Lo que no se sabe bien qué pasó fue con el desmesurado y muy feo mástil que ya se puede sufrir en reemplazo del que estuvo ahí desde la década del treinta, un artefacto que ofende por su remate y por su color celestón agrisado. Tampoco queda en claro que el cordón de la vereda nueva sea el de piedra que se va a retirar y no esas vergüenzas de mal cemento que tanto le gustan al macrismo en funciones. Y es de temer que se hagan los modernos con los bancos: Basta de Demoler reclamó que se mantengan los actuales, más civiles y gentiles, y la opción también podría ser volver a los griegos. Pero uno ya se ve venir esos bochornos de cemento premoldeados...

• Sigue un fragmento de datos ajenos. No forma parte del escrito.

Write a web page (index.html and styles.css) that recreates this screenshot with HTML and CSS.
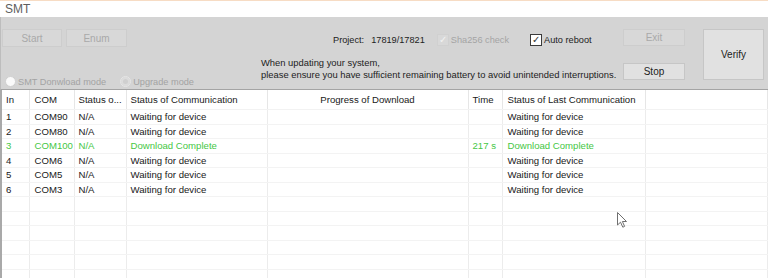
FILE: index.html
```html
<!DOCTYPE html>
<html lang="en">
<head>
  <meta charset="UTF-8">
  <title>SMT</title>
  <link rel="stylesheet" href="styles.css">
</head>
<body>
  <div class="window">
    <div class="titlebar">SMT</div>

    <div class="panel">
      <div class="left">
        <div class="btn-row">
          <button class="btn disabled start">Start</button>
          <button class="btn disabled enum">Enum</button>
        </div>
        <div class="radio-row">
          <label class="radio"><span class="dot"></span>SMT Donwload mode</label>
          <label class="radio checked"><span class="dot"></span>Upgrade mode</label>
        </div>
      </div>

      <div class="mid">
        <div class="project-row">
          <span class="project-label">Project:</span>
          <span class="project-id">17819/17821</span>
          <label class="check disabled"><span class="box">&#10003;</span>Sha256 check</label>
          <label class="check"><span class="box">&#10003;</span>Auto reboot</label>
        </div>
        <p class="notice">When updating your system,<br>please ensure you have sufficient remaining battery to avoid unintended interruptions.</p>
      </div>

      <div class="btn-col">
        <button class="btn disabled">Exit</button>
        <button class="btn">Stop</button>
      </div>
      <button class="btn verify">Verify</button>
    </div>

    <table class="grid">
      <colgroup>
        <col style="width:28px">
        <col style="width:45px">
        <col style="width:52px">
        <col style="width:141px">
        <col style="width:201px">
        <col style="width:34px">
        <col style="width:143px">
        <col>
      </colgroup>
      <thead>
        <tr>
          <th>In</th>
          <th>COM</th>
          <th>Status o...</th>
          <th>Status of Communication</th>
          <th class="center">Progress of Download</th>
          <th>Time</th>
          <th>Status of Last Communication</th>
          <th></th>
        </tr>
      </thead>
      <tbody>
        <tr><td>1</td><td>COM90</td><td>N/A</td><td>Waiting for device</td><td></td><td></td><td>Waiting for device</td><td></td></tr>
        <tr><td>2</td><td>COM80</td><td>N/A</td><td>Waiting for device</td><td></td><td></td><td>Waiting for device</td><td></td></tr>
        <tr class="done"><td>3</td><td>COM100</td><td>N/A</td><td>Download Complete</td><td></td><td>217 s</td><td>Download Complete</td><td></td></tr>
        <tr><td>4</td><td>COM6</td><td>N/A</td><td>Waiting for device</td><td></td><td></td><td>Waiting for device</td><td></td></tr>
        <tr><td>5</td><td>COM5</td><td>N/A</td><td>Waiting for device</td><td></td><td></td><td>Waiting for device</td><td></td></tr>
        <tr><td>6</td><td>COM3</td><td>N/A</td><td>Waiting for device</td><td></td><td></td><td>Waiting for device</td><td></td></tr>
        <tr><td></td><td></td><td></td><td></td><td></td><td></td><td></td><td></td></tr>
        <tr><td></td><td></td><td></td><td></td><td></td><td></td><td></td><td></td></tr>
        <tr><td></td><td></td><td></td><td></td><td></td><td></td><td></td><td></td></tr>
        <tr><td></td><td></td><td></td><td></td><td></td><td></td><td></td><td></td></tr>
        <tr><td></td><td></td><td></td><td></td><td></td><td></td><td></td><td></td></tr>
        <tr><td></td><td></td><td></td><td></td><td></td><td></td><td></td><td></td></tr>
      </tbody>
    </table>

    <!-- mouse pointer from the capture -->
    <svg class="cursor" width="12" height="17" viewBox="0 0 12 17">
      <path d="M0.5 0.5 L0.5 13 L3.5 10.2 L5.8 15.2 L7.6 14.4 L5.4 9.5 L9.5 9.5 Z" fill="#fff" stroke="#6f6f6f" stroke-width="1"/>
    </svg>
  </div>
</body>
</html>
```

FILE: styles.css
```css
body {
  margin: 0;
  padding: 0;
  background: #ffffff;
  font-family: "Liberation Sans", Arial, sans-serif;
  color: #222222;
}

.window {
  position: relative;
  width: 768px;
  height: 278px;
  overflow: hidden;
}

.titlebar {
  height: 16px;
  border-top: 1px solid #f7dcc4;
  padding-left: 5px;
  font-size: 12px;
  line-height: 16px;
  color: #5e5e5e;
  background: #ffffff;
}

.panel {
  display: flex;
  height: 60px;
  padding-top: 12px;
  background: #d4d4d4;
  border-bottom: 1px solid #a4a4a4;
  border-left: 1px solid #bdbdbd;
}

.btn {
  font-family: inherit;
  font-size: 10px;
  color: #222222;
  background: #e1e1e1;
  border: 1px solid #c6c6c6;
  padding: 0;
  margin: 0;
  height: 17px;
}

.btn.disabled {
  background: #d8d8d8;
  border-color: #cdcdcd;
  color: #a9a9a9;
}

/* left block */
.left {
  width: 257px;
  padding-left: 1px;
}

.btn-row {
  display: flex;
  gap: 4px;
}

.btn-row .btn {
  height: 18px;
}

.start {
  width: 60px;
}

.enum {
  width: 61px;
}

.radio-row {
  display: flex;
  gap: 14px;
  margin-top: 29px;
  padding-left: 3px;
}

.radio {
  display: flex;
  align-items: center;
  gap: 2px;
  font-size: 9.2px;
  color: #a3a3a3;
}

.dot {
  width: 9px;
  height: 9px;
  border-radius: 50%;
  background: #fafafa;
  border: 1px solid #d0d0d0;
}

.radio.checked .dot {
  background: #cfcfcf;
  border-color: #e6e6e6;
  box-shadow: inset 0 0 0 2px #dcdcdc;
}

/* middle block */
.mid {
  width: 364px;
}

.project-row {
  display: flex;
  align-items: center;
  height: 12px;
  margin-top: 5px;
  padding-left: 74px;
  font-size: 9.2px;
}

.project-id {
  margin-left: 7px;
  margin-right: 12px;
}

.check {
  display: flex;
  align-items: center;
  gap: 2px;
}

.check.disabled {
  color: #a4a4a4;
  margin-right: 21px;
}

.box {
  width: 10px;
  height: 10px;
  border: 1px solid #3a3a3a;
  background: #ffffff;
  font-size: 10px;
  line-height: 10px;
  text-align: center;
  color: #333333;
}

.check.disabled .box {
  border-color: #d0d0d0;
  background: #d8d8d8;
  color: #f2f2f2;
}

.notice {
  margin: 11px 0 0 2px;
  font-size: 9.4px;
  line-height: 12px;
  color: #1c1c1c;
}

/* right buttons */
.btn-col {
  display: flex;
  flex-direction: column;
  justify-content: space-between;
  width: 62px;
  height: 51px;
}

.btn-col .btn {
  width: 62px;
}

.verify {
  width: 61px;
  height: 51px;
  margin-left: 18px;
}

/* device grid */
.grid {
  width: 768px;
  table-layout: fixed;
  border-collapse: collapse;
  border-left: 2px solid #a9a9a9;
  font-size: 9.6px;
  color: #202020;
}

.grid th {
  height: 19px;
  font-weight: normal;
  text-align: left;
  padding: 0 0 0 4px;
  white-space: nowrap;
  overflow: hidden;
  border-right: 1px solid #e6e6e6;
  border-bottom: 1px solid #f2f2f2;
}

.grid th.center {
  text-align: center;
  padding: 0;
}

.grid td {
  height: 13.5px;
  padding: 0 0 0 4px;
  white-space: nowrap;
  border-right: 1px solid #ececec;
  border-bottom: 1px solid #f3f3f3;
}

.grid th:nth-child(2), .grid td:nth-child(2),
.grid th:nth-child(7), .grid td:nth-child(7) {
  padding-left: 5px;
}

.grid tr.done td {
  color: #45c745;
}

.cursor {
  position: absolute;
  left: 617px;
  top: 212px;
}
```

Lo curioso del asunto es que el gobierno porteño cumplió con la ley nacional, consultando a la Comisión, pero se pasó por las partes la ley porteña. Resulta que la Plaza está dentro de un APH con reglamentación específica. Y resulta que tiene su propio capítulo en el Código Urbano desde 2002, un segmento que prohíbe explícitamente cambiar el ancho de las veredas y el de la plaza en total, y hasta bane por completo cambiar las baldosas, apenas repararlas.